His insights didn’t end here: He qualified a view of such a system as reliant on the Cartesian duality that is thoroughly embedded within Christendom. Although it emerged from a specific version of western Christianity as a form of Christendom even sidelining the multiple forms of Christianity, it further secularised to evolve into a form of modernity. The long historical view of the last 500 years of colonialism and modernity was explained by Ramón as a dual system of oppression and exclusion, which argues that one cannot divorce modernity from colonialism.

The larger point that Ramón made was the master signifier of race in the formation of the world, which has hitherto shaped our perceived binaries of religious/secular, tradition/modernity, colonial/postcolonial, modern/post-modern, feminine/masculine, and so on. The binaries that dominate in the humanities and science, in general, need to consider race as a master signifier in decolonising the knowledge and power of the world. Ramón also discussed the drawbacks of superficial anti-colonial ‘fundamentalist’ critique, which often inverts these dichotomies without challenging the grammar of the modern/colonial world.

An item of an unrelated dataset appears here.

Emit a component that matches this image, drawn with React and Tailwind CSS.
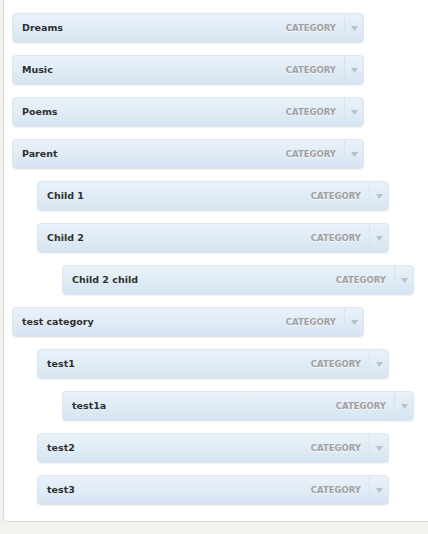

Ramón’s presentation was influenced by multiple historical references from South America to Asia to Africa, spanning various spaces and times. The presentation engaged with the concept of the power/knowledge of modernity; however, the ‘strategies of resistance’ were not extensively discussed. There wasn’t a chance to discuss in detail the potential that Islam, religion and sexuality, in general, may have for a reconceptualisation of modernity, but we will be sure to have Ramón return to Reading Decoloniality to continue this discussion.